Fortunately, Governor Cuomo had the authority to veto Port Ambrose, as did Governor Christie of New Jersey, because of the project’s proximity to the coasts of both states.
As with the campaign against fracking, Food & Water Watch honed in on our target, Governor Cuomo, mobilizing early and often to encourage him to stop the project.

In October 2013, we held a rally on the boardwalk in Long Beach, a Long Island community hard-hit by Hurricane Sandy, bringing together hundreds of people, along with elected officials and faith leaders. We came back the next year with even more people.

We worked with a broad coalition of organizations, repeatedly packing hearings, generating tens of thousands of petitions and public comments, and publishing letters to the editor and op-ed pieces.
And we made it clear that Governor Cuomo could continue to blaze a path as a climate leader by vetoing Port Ambrose.
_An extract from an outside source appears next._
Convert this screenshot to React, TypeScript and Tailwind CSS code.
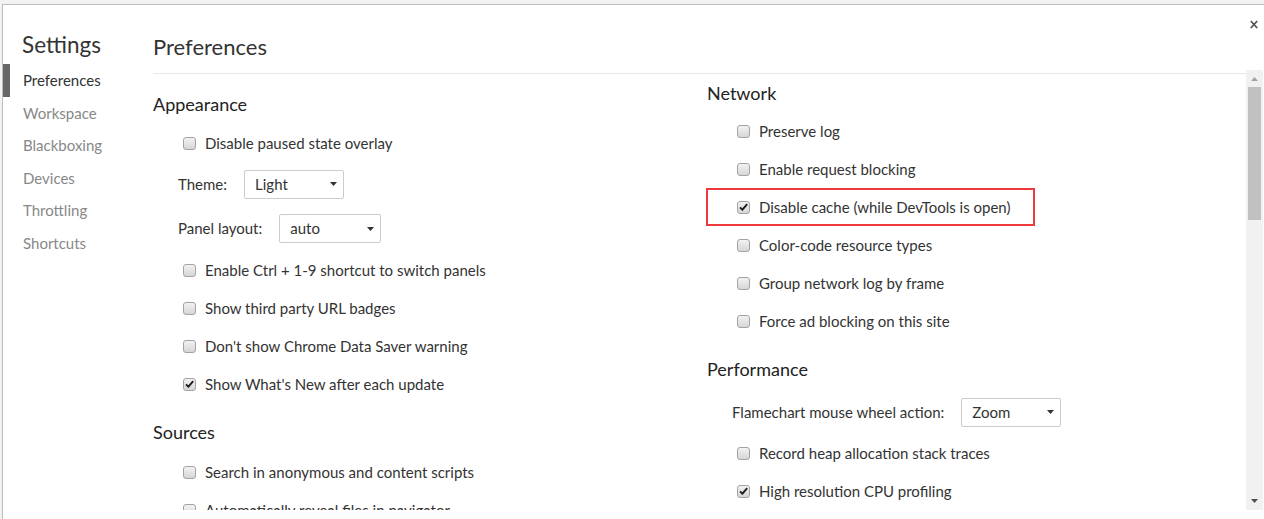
import React from "react";

const FONT = { fontFamily: "Lato, 'Noto Sans', sans-serif" };

function Box({ checked }: { checked?: boolean }) {
  return (
    <span className="w-[13px] h-[13px] shrink-0 rounded-[3px] border border-[#a3a3a3] bg-linear-to-b from-[#f2f2f2] to-[#d6d6d6] flex items-center justify-center">
      {checked && (
        <svg width="9" height="8" viewBox="0 0 9 8">
          <path d="M1 4.3 L3.4 6.7 L8.2 1.2" stroke="#1f1f1f" strokeWidth="1.9" fill="none" />
        </svg>
      )}
    </span>
  );
}

function Row({ label, checked }: { label: string; checked?: boolean }) {
  return (
    <div className="h-[38px] flex items-center pl-[30px]">
      <Box checked={checked} />
      <span className="ml-[9px] text-[15px] text-[#333] whitespace-nowrap">{label}</span>
    </div>
  );
}

function Arrow() {
  return (
    <svg width="7" height="4" viewBox="0 0 7 4">
      <path d="M0 0 L7 0 L3.5 4 Z" fill="#333" />
    </svg>
  );
}

function Select({ value, className }: { value: string; className: string }) {
  return (
    <div
      className={
        "h-[29px] border border-[#cccccc] rounded-[2px] bg-white flex items-center justify-between pl-[10px] pr-[6px] " +
        className
      }
    >
      <span className="text-[15px] text-[#333]">{value}</span>
      <Arrow />
    </div>
  );
}

export default function App() {
  const nav = ["Preferences", "Workspace", "Blackboxing", "Devices", "Throttling", "Shortcuts"];
  return (
    <div className="w-[1264px] h-[519px] bg-[#f2f2f2] pt-[4px] pl-[2px] overflow-hidden flex" style={FONT}>
      <div className="flex-1 flex bg-white border-t border-l border-[#bdbdbd]">
        {/* Sidebar */}
        <div className="w-[150px] shrink-0 flex flex-col">
          <div className="pl-[19px] pt-[26px] h-[59px] text-[22.5px] leading-[28px] text-[#333]">Settings</div>
          <div className="flex flex-col">
            {nav.map((n, i) => (
              <div key={n} className="h-[32.5px] flex items-stretch">
                <span className={i === 0 ? "w-[7px] bg-[#666]" : "w-[7px]"} />
                <span
                  className={
                    "ml-[13px] flex items-center text-[15px] " + (i === 0 ? "text-[#333]" : "text-[#888]")
                  }
                >
                  {n}
                </span>
              </div>
            ))}
          </div>
        </div>

        {/* Content */}
        <div className="flex-1 flex flex-col">
          <div className="h-[65px] flex justify-between">
            <div className="pt-[28px] text-[22px] leading-[28px] text-[#333]">Preferences</div>
            <div className="pt-[15px] pr-[6px]">
              <svg width="8" height="9" viewBox="0 0 8 9">
                <path d="M0.8 1 L7.2 8 M7.2 1 L0.8 8" stroke="#555" strokeWidth="1.8" />
              </svg>
            </div>
          </div>
          <div className="h-[440px] flex">
            <div className="flex-1 overflow-hidden">
              <div className="mt-[3px] border-t border-[#e8e8e8] flex">
                {/* Left column */}
                <div className="w-[554px] shrink-0 flex flex-col">
                  <div className="h-[50px] flex items-end pb-[8px] text-[18px] leading-[24px] text-[#222]">Appearance</div>
                  <Row label="Disable paused state overlay" />
                  <div className="h-[44px] flex items-center pl-[25px]">
                    <span className="text-[15px] text-[#333]">Theme:</span>
                    <Select value="Light" className="ml-[17px] w-[100px]" />
                  </div>
                  <div className="h-[45px] flex items-center pl-[25px]">
                    <span className="text-[15px] text-[#333]">Panel layout:</span>
                    <Select value="auto" className="ml-[17px] w-[102px]" />
                  </div>
                  <Row label="Enable Ctrl + 1-9 shortcut to switch panels" />
                  <Row label="Show third party URL badges" />
                  <Row label="Don't show Chrome Data Saver warning" />
                  <Row label="Show What's New after each update" checked />
                  <div className="h-[50px] flex items-end pb-[9px] text-[18px] leading-[24px] text-[#222]">Sources</div>
                  <Row label="Search in anonymous and content scripts" />
                  <Row label="Automatically reveal files in navigator" />
                </div>
                {/* Right column */}
                <div className="flex-1 flex flex-col">
                  <div className="h-[38px] flex items-center text-[18px] leading-[24px] text-[#222]">Network</div>
                  <Row label="Preserve log" />
                  <Row label="Enable request blocking" />
                  <div className="h-[38px] w-[329px] -ml-[1px] border-2 border-[#ee3a3c] flex items-center pl-[29px]">
                    <Box checked />
                    <span className="ml-[9px] text-[15px] text-[#333] whitespace-nowrap">Disable cache (while DevTools is open)</span>
                  </div>
                  <Row label="Color-code resource types" />
                  <Row label="Group network log by frame" />
                  <Row label="Force ad blocking on this site" />
                  <div className="h-[50px] flex items-end pb-[9px] text-[18px] leading-[24px] text-[#222]">Performance</div>
                  <div className="h-[44px] flex items-center pl-[25px]">
                    <span className="text-[15px] text-[#333]">Flamechart mouse wheel action:</span>
                    <Select value="Zoom" className="ml-[17px] w-[100px]" />
                  </div>
                  <Row label="Record heap allocation stack traces" />
                  <Row label="High resolution CPU profiling" checked />
                </div>
              </div>
            </div>
            {/* Scrollbar */}
            <div className="w-[17px] bg-[#f1f1f1] flex flex-col items-center">
              <div className="h-[17px] flex items-center justify-center pt-[1px]">
                <svg width="7" height="4" viewBox="0 0 7 4">
                  <path d="M3.5 0 L7 4 L0 4 Z" fill="#a3a3a3" />
                </svg>
              </div>
              <div className="w-[13px] h-[133px] bg-[#c1c1c1]" />
              <div className="flex-1" />
              <div className="h-[17px] flex items-center justify-center pb-[2px]">
                <svg width="7" height="4" viewBox="0 0 7 4">
                  <path d="M0 0 L7 0 L3.5 4 Z" fill="#505050" />
                </svg>
              </div>
            </div>
            <div className="w-[1px]" />
          </div>
        </div>
      </div>
    </div>
  );
}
Less than a week after the official window of opportunity for the veto opened, Food & Water Watch and our allies, along with hundreds of local residents, celebrated our victory at the Long Beach recreation center when Governor Cuomo signed the veto of Port Ambrose.
Thanks to everyone who made this victory possible. The No LNG Coalition was comprised of dozens of grassroots, regional and national organizations, including Catskill Mountainkeeper, United for Action, Sane Energy Project, Environmental Action, Surfrider, Clean Ocean Action, South Shore Audubon Society, NYPIRG, Catskill Citizens for Safe Energy, and All Our Energy.
It took years of hard work and many, many voices, but our strategy paid off – and we’re using the same blueprint to win fracking bans and block fracking infrastructure from Florida to California. Slowly but surely, we’re working towards banning fracking everywhere.